The verdict comes the day after US Secretary of State John Kerry visited Cairo to meet with President Abdel Fattah al-Sisi and Foreign Minister Sameh Shukry. During the meeting, news media reported, Kerry said he was "absolutely confident" that the US would soon restore suspended aid to Egypt, noting that President al-Sisi "gave me a very strong sense of his commitment" to "a re-evaluation of the judicial process."
"Sentencing three professional journalists to years in prison on the basis of zero evidence of wrongdoing shows how Egypt's judges have been caught up in the anti-Muslim Brotherhood hysteria fostered by President al-Sisi," said Joe Stork, deputy Middle East director at Human Rights Watch. "Egypt is punishing people for exercising basic rights that are essential to any democratic transition, and US legislation requires progress on those rights before the Obama administration can certify additional military aid."

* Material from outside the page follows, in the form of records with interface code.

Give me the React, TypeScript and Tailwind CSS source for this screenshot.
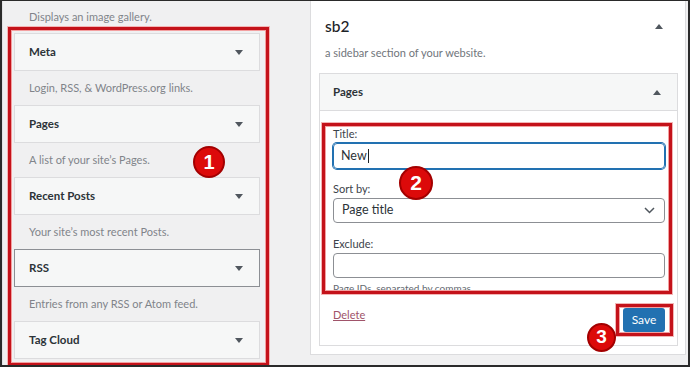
import React from "react";

const font = { fontFamily: "Lato, 'Open Sans', sans-serif" };

function DownTri() {
  return (
    <svg width="8" height="5" viewBox="0 0 8 5" className="block">
      <path d="M0 0 L8 0 L4 5 Z" fill="#50575e" />
    </svg>
  );
}
function UpTri() {
  return (
    <svg width="8" height="5" viewBox="0 0 8 5" className="block">
      <path d="M0 5 L8 5 L4 0 Z" fill="#50575e" />
    </svg>
  );
}

function WidgetBox({ title, dark }: { title: string; dark?: boolean }) {
  return (
    <div
      className={`h-[38px] w-[246px] flex items-center justify-between pl-[14px] pr-[16px] bg-[#f6f7f7] border ${
        dark ? "border-[#8c8f94]" : "border-[#dcdcde]"
      }`}
    >
      <span className="text-[11.5px] font-bold text-[#2c3338]">{title}</span>
      <DownTri />
    </div>
  );
}

function Desc({ text, h = 34 }: { text: string; h?: number }) {
  return (
    <div
      className={`${h === 34 ? "h-[34px]" : "h-[32px]"} flex items-center pl-[15px] text-[11px] text-[#80848a]`}
    >
      {text}
    </div>
  );
}

function Badge({ n, className }: { n: string; className: string }) {
  return (
    <div
      className={`absolute rounded-full bg-[#dc0a0a] border-2 border-[#a30000] flex items-center justify-center text-white font-bold ${className}`}
      style={{ fontFamily: "'Liberation Sans', Arial, sans-serif" }}
    >
      {n}
    </div>
  );
}

function RedRect({ className }: { className: string }) {
  return (
    <div
      className={`absolute border-[3px] border-[#c4121a] shadow-[inset_0_0_0_1px_#f3a0a0,0_0_0_1px_#f3b5b5] pointer-events-none ${className}`}
    />
  );
}

export default function App() {
  return (
    <div
      className="relative w-[690px] h-[367px] box-border border-t border-l-2 border-r-2 border-b-2 border-[#2a2a2a] bg-[#f0f0f1] overflow-hidden flex"
      style={font}
    >
      {/* Left column */}
      <div className="w-[308px] shrink-0 pl-[11px] border-l border-[#e2e2e4]">
        <Desc text="Displays an image gallery." h={32} />
        <WidgetBox title="Meta" />
        <Desc text="Login, RSS, & WordPress.org links." />
        <WidgetBox title="Pages" />
        <Desc text="A list of your site’s Pages." />
        <WidgetBox title="Recent Posts" />
        <Desc text="Your site’s most recent Posts." />
        <WidgetBox title="RSS" dark />
        <Desc text="Entries from any RSS or Atom feed." />
        <WidgetBox title="Tag Cloud" />
      </div>

      {/* Right panel */}
      <div className="w-[376px] h-[354px] shrink-0 bg-white border-x border-b border-[#dcdcde] flex flex-col">
        <div className="flex items-center justify-between pl-[14px] pr-[22px] pt-[13px]">
          <span className="text-[15.5px] leading-[24px] font-medium text-[#1d2327]">sb2</span>
          <UpTri />
        </div>
        <div className="pl-[14px] mt-[5px] text-[11px] leading-[20px] text-[#70757b]">
          a sidebar section of your website.
        </div>
        <div className="ml-[8px] mr-[7px] mt-[10px] h-[273px] border border-[#dcdcde] flex flex-col">
          <div className="h-[37px] shrink-0 bg-[#f6f7f7] border-b border-[#dcdcde] flex items-center justify-between pl-[13px] pr-[16px]">
            <span className="text-[11.5px] font-bold text-[#2c3338]">Pages</span>
            <UpTri />
          </div>
          <div className="px-[13px] pr-[12px] pt-[14px] flex flex-col">
            <div className="text-[11px] leading-[18px] text-[#3c434a]">Title:</div>
            <div className="h-[26px] rounded-[4px] border border-[#2271b1] shadow-[0_0_0_1px_#2271b1] flex items-center pl-[7px] text-[12.5px] text-[#2c3338]">
              New<span className="inline-block w-px h-[14px] bg-[#1d2327] ml-px" />
            </div>
            <div className="mt-[11px] text-[11px] leading-[18px] text-[#3c434a]">Sort by:</div>
            <div className="h-[25px] rounded-[4px] border border-[#8c8f94] flex items-center justify-between pl-[8px] pr-[9px] text-[12.5px] text-[#2c3338]">
              <span>Page title</span>
              <svg width="11" height="7" viewBox="0 0 11 7">
                <path d="M1 1 L5.5 5.5 L10 1" fill="none" stroke="#50575e" strokeWidth="1.5" />
              </svg>
            </div>
            <div className="mt-[12px] text-[11px] leading-[18px] text-[#3c434a]">Exclude:</div>
            <div className="h-[25px] rounded-[4px] border border-[#8c8f94]" />
            <div className="mt-[2px] text-[10px] leading-[16px] text-[#646970]">
              Page IDs, separated by commas.
            </div>
            <div className="mt-[12px] flex items-start justify-between">
              <span className="text-[11px] leading-[14px] underline text-[#a0546a]">Delete</span>
              <div className="h-[24px] w-[42px] rounded-[3px] bg-[#2271b1] flex items-center justify-center text-[12px] text-white">
                Save
              </div>
            </div>
          </div>
        </div>
      </div>

      {/* Annotations */}
      <RedRect className="left-[6px] top-[26px] w-[261px] h-[339px]" />
      <RedRect className="left-[320px] top-[122px] w-[350px] h-[171px]" />
      <RedRect className="left-[614px] top-[303px] w-[57px] h-[32px]" />
      <Badge n="1" className="left-[191px] top-[145px] w-[32px] h-[32px] text-[20px]" />
      <Badge n="2" className="left-[397px] top-[165px] w-[34px] h-[34px] text-[21px]" />
      <Badge n="3" className="left-[585px] top-[322px] w-[29px] h-[29px] text-[19px]" />
    </div>
  );
}
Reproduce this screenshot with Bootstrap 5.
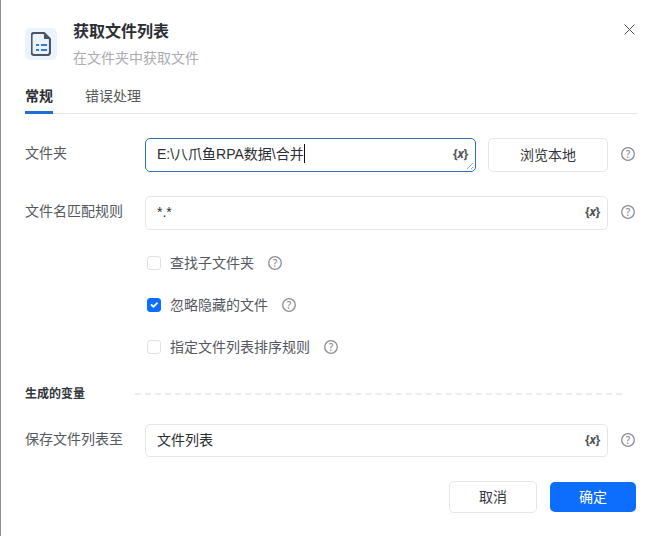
<!DOCTYPE html>
<html lang="zh-CN">

<head>
    <meta charset="UTF-8">
    <meta name="viewport" content="width=device-width, initial-scale=1.0">
    <link rel="stylesheet" href="https://cdn.jsdelivr.net/npm/bootstrap@5.3.1/dist/css/bootstrap.min.css">
    <title>获取文件列表</title>
    <style>
        html, body { height: 536px; overflow: hidden; }
        body {
            font-family: "Noto Sans", "Noto Sans CJK SC", sans-serif;
            font-size: 14px;
            color: #33363b;
            background: #fff;
        }
        .dialog { height: 536px; border-left: 1px solid #8f8f8f; padding: 0 18px 0 24px; }
        .dialog-head { padding-top: 19px; height: 86px; }
        .tile { width: 32px; height: 32px; margin-top: 9px; margin-right: 16px; background: #edf3fc; border-radius: 5px; }
        .title { font-size: 16px; font-weight: 700; line-height: 24px; color: #2b2e33; }
        .subtitle { line-height: 20px; margin-top: 5px; color: #a9acb1; }
        .btn-close-x { width: 11px; height: 11px; margin: 5px 1px 0 0; border: 0; padding: 0; background: none; }
        .tabs { height: 28px; margin-right: -1px; border-bottom: 1px solid #e3e4e6; gap: 32px; }
        .tab { line-height: 20px; padding-bottom: 8px; height: 28px; color: #55585e; }
        .tab.active { font-weight: 700; color: #2b2e33; border-bottom: 3px solid #1f6fd6; }
        .row-folder { margin-top: 24px; }
        .row-pattern { margin-top: 24px; }
        .row-save { margin-top: 21px; }
        .field-row { height: 34px; }
        .row-save.field-row { height: 33px; }
        .field-label { width: 120px; flex: none; line-height: 30px; color: #55585e; }
        .field {
            height: 100%;
            border: 1px solid #e4e5e7;
            border-radius: 5px;
            padding: 0 7px 0 11px;
            font-family: "Liberation Sans", "Noto Sans CJK SC", sans-serif;
            font-size: 14px;
            color: #2b2e33;
            line-height: 30px;
        }
        .field.focused { border-color: #2a6fb8; }
        .caret-bar { display: inline-block; width: 1px; height: 19px; background: #111; vertical-align: -4px; }
        .var-tag { font-family: "Noto Sans", sans-serif; font-size: 12px; font-weight: 700; color: #4d5157; letter-spacing: -0.3px; }
        .resize-grip { position: absolute; right: 1px; bottom: 1px; width: 8px; height: 8px; }
        .browse-btn {
            width: 120px;
            height: 34px;
            margin-left: 12px;
            border: 1px solid #e4e5e7;
            border-radius: 5px;
            background: #fff;
            color: #33363b;
            font-size: 14px;
            padding: 0 0 2px;
        }
        .help { width: 14px; height: 14px; flex: none; }
        .field-row .help { margin: 0 1px 2px 13px; }
        .row-save .help { margin-bottom: 1px; }
        .check-row { height: 16px; margin-left: 120px; margin-top: 26px; color: #55585e; }
        .check-row.first { margin-top: 25px; }
        .check-row .form-check-input {
            width: 14px;
            height: 14px;
            margin: 0 9px 0 2px;
            border-color: #dfe0e2;
            border-radius: 3px;
        }
        .check-row .form-check-input:checked { background-color: #0d6efd; border-color: #0d6efd; }
        .check-row label { margin-right: 14px; padding-bottom: 2px; }
        .section { margin-top: 30px; }
        .section-title { font-size: 12px; font-weight: 700; color: #33363b; line-height: 18px; width: 110px; flex: none; }
        .section-line { border-top: 2px dashed #ececed; margin-right: 14px; }
        .actions { margin-top: 24px; gap: 13px; }
        .act-btn { padding: 0 0 2px; font-size: 14px; border-radius: 5px; }
        .act-cancel { width: 88px; height: 32px; border: 1px solid #e4e5e7; background: #fff; color: #33363b; }
        .act-ok { width: 86px; height: 30px; border: 0; background: #0d6efd; color: #fff; }
    </style>
</head>

<body>
    <svg class="d-none">
        <symbol id="help-icon" viewBox="0 0 14 14">
            <circle cx="7" cy="7" r="6.300" fill="none" stroke="#8a8d93" stroke-width="1.300" />
            <text x="7" y="10.500" text-anchor="middle" font-size="10" font-weight="500" fill="#8a8d93">?</text>
        </symbol>
    </svg>

    <div class="dialog d-flex flex-column">
        <div class="dialog-head d-flex">
            <div class="tile d-flex align-items-center justify-content-center flex-shrink-0">
                <svg width="20" height="24" viewBox="0 0 20 24" fill="none">
                    <path d="M3 1h10l6 6v13.500a2.500 2.500 0 0 1-2.500 2.500h-13.500a2.500 2.500 0 0 1-2.500-2.500v-17a2.500 2.500 0 0 1 2.500-2.500z" stroke="#4b5566" stroke-width="2.200" />
                    <path d="M13 1v6h6z" fill="#4b5566" />
                    <path d="M5 13h3M10 13h6M5 18h3M10 18h6" stroke="#2f7bd9" stroke-width="2" />
                </svg>
            </div>
            <div class="flex-grow-1">
                <div class="title">获取文件列表</div>
                <div class="subtitle">在文件夹中获取文件</div>
            </div>
            <button class="btn-close-x" type="button" aria-label="关闭">
                <svg class="d-block" width="11" height="11" viewBox="0 0 11 11">
                    <path d="M.5.5l10 10M10.500.5l-10 10" stroke="#4a4d52" stroke-width="1" />
                </svg>
            </button>
        </div>

        <div class="tabs d-flex">
            <div class="tab active">常规</div>
            <div class="tab">错误处理</div>
        </div>

        <div class="field-row row-folder d-flex align-items-center">
            <div class="field-label align-self-start">文件夹</div>
            <div class="field focused position-relative d-flex justify-content-between flex-grow-1">
                <span>E:\八爪鱼RPA数据\合并<span class="caret-bar"></span></span>
                <span class="var-tag">{<i>x</i>}</span>
                <svg class="resize-grip" viewBox="0 0 8 8"><path d="M1 7l6-6M5 7l2-2" stroke="#a8abb0" stroke-width="1" /></svg>
            </div>
            <button class="browse-btn" type="button">浏览本地</button>
            <svg class="help"><use href="#help-icon" /></svg>
        </div>

        <div class="field-row row-pattern d-flex align-items-center">
            <div class="field-label align-self-start">文件名匹配规则</div>
            <div class="field d-flex justify-content-between flex-grow-1">
                <span>*.*</span>
                <span class="var-tag">{<i>x</i>}</span>
            </div>
            <svg class="help"><use href="#help-icon" /></svg>
        </div>

        <div class="check-row first d-flex align-items-center">
            <input class="form-check-input" type="checkbox" id="sub">
            <label for="sub">查找子文件夹</label>
            <svg class="help"><use href="#help-icon" /></svg>
        </div>
        <div class="check-row d-flex align-items-center">
            <input class="form-check-input" type="checkbox" id="hidden" checked>
            <label for="hidden">忽略隐藏的文件</label>
            <svg class="help"><use href="#help-icon" /></svg>
        </div>
        <div class="check-row d-flex align-items-center">
            <input class="form-check-input" type="checkbox" id="order">
            <label for="order">指定文件列表排序规则</label>
            <svg class="help"><use href="#help-icon" /></svg>
        </div>

        <div class="section d-flex align-items-center">
            <div class="section-title">生成的变量</div>
            <div class="section-line flex-grow-1"></div>
        </div>

        <div class="field-row row-save d-flex align-items-center">
            <div class="field-label align-self-start">保存文件列表至</div>
            <div class="field d-flex justify-content-between flex-grow-1">
                <span>文件列表</span>
                <span class="var-tag">{<i>x</i>}</span>
            </div>
            <svg class="help"><use href="#help-icon" /></svg>
        </div>

        <div class="actions d-flex justify-content-end align-items-center">
            <button class="btn act-btn act-cancel" type="button">取消</button>
            <button class="btn act-btn act-ok" type="button">确定</button>
        </div>
    </div>

    <script src="https://cdn.jsdelivr.net/npm/bootstrap@5.3.1/dist/js/bootstrap.bundle.min.js"></script>
</body>

</html>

The Al Jazeera English bureau chief, Mohamed Fahmy, a dual Canadian-Egypt national, and a correspondent, Peter Greste, an Australian, were each sentenced to seven years in prison, and Baher Mohamed, an Egyptian, was sentenced to 10 years. The charges included editing video footage to falsely "give the appearance Egypt is in a civil war," operating broadcast equipment without a license, and membership in and support for a "terrorist organization." Human Rights Watch reviewed the material prosecutors presented in court and spoke with independent observers who monitored the trial and found no evidence indicating any criminal wrongdoing.
The men were arrested on December 29, 2013, and have been detained since.
The court sentenced 11 other journalists and opposition members in absentia to 10 years behind bars. Four other co-defendants in the case also received seven-year sentences, while two others were acquitted.
Fahmy, Greste, and Mohamed are among at least 15 journalists in detention in Egypt, according to the Committee to Protect Journalists.
These convictions should be quashed, charges dropped, and the journalists immediately released, Human Rights Watch said.
In a separate mass trial today, Aswat Masriya reported, a court sentenced 238 alleged Muslim Brotherhood supporters to prison, some to life, on charges stemming from violence in the Dakahlia province last summer that killed two people.
"Unfortunately, today's verdict is not an aberration," Stork said. "In President al-Sisi's Egypt, simply practicing professional journalism is a crime, and the new constitution's guarantees of free expression are not worth the paper they're written on."